…porque somos hechura suya, creados en Cristo Jesús».
– Efesios 2:10.
Ayer decíamos que la iglesia es un poema, y que solo Dios puede escribirlo, o componerlo. Cuando consideramos lo que significa humanamente componer un poema, tenemos una vislumbre de cómo ha de ser el componer este poema magistral que es la iglesia. Al leer la literatura clásica en cualquier idioma con tradición literaria, comprobamos el magnífico arte de la composición. Quien ha incursionado en las leyes y formas de la poesía podrá concordar en que escribir un poema es cosa dificilísima, muy distinto de lo que hoy la mayoría de los actuales poetas entienden por poesía.
Leer, por ejemplo, un soneto de Quevedo, de Góngora o de Garcilaso, para los hispanohablantes, o uno de Shakespeare para los de habla inglesa es un deleite de armonía y perfección. En ellos el idioma castellano o el inglés alcanzó los más altos fulgores. Los que alguna vez han intentado imitarles, saben cuán imposible es. Intentar traducirlos, es traicionar su esencia. El arte de los cuartetos y tercetos, de las rimas y los ritmos, es de tan alta factura, que tan solo una sílaba mal puesta, puede resultar un grave descalabro.
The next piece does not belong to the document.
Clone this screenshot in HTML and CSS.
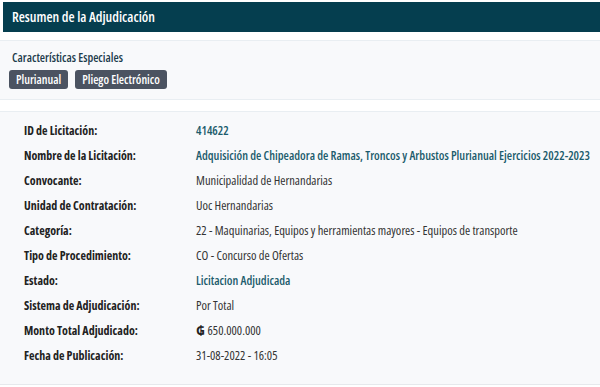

¿Cuánto más la edificación de la iglesia? El hecho de que el Señor haya dicho: «Yo edificaré mi iglesia», significa que no hay ningún hombre que esté aprobado para ello. Pues se trata de una creación espiritual, de una obra maestra de Dios, cuyos resortes internos solo el Creador conoce. Cualquier hombre que introduzca su mano en ella la echará a perder, por dotado que sea.
La edificación de la iglesia es un todo armónico que involucra millones de vidas, en diversos contextos culturales, raciales; diversos niveles de madurez, de idiosincrasia, de sensibilidad. ¿Cómo alguien podría entrar allí y hacer algo provechoso? Pablo mismo se consideraba un mero «maestro constructor» (NVI), dejando por sentado que Cristo es el Arquitecto. Y luego, él decía que se precisaba del trabajo de otro que edificara encima, y después, que cada uno sobreedificara (1 Cor. 3:10).
La serie de ministros de la Palabra de Efesios 4:11 en conjunto, y ninguno de ellos por sí solo, son necesarios para colaborar con Dios en este trabajo del equipamiento de los santos. Y siempre que sean hombres que hayan comprobado la impotencia de su carne, y que lo hagan en el espíritu, como Pablo lo dice claramente: «Porque nosotros somos … los que en espíritu servimos a Dios y nos gloriamos en Cristo Jesús, no teniendo confianza en la carne» (Fil. 3:3).
Si Dios tuvo que llamar a Moisés al monte para mostrarle el modelo del tabernáculo, y luego capacitar a hombres como Bezaleel y Aholiab para realizar esos diseños, ¡cuánto más, tratándose de la iglesia, deberán poner la mano en ella solo los que han sido calificados por Dios! Porque, en definitiva, solo Dios sabe componer este magnífico ‘poema’ que será su deleite por la eternidad.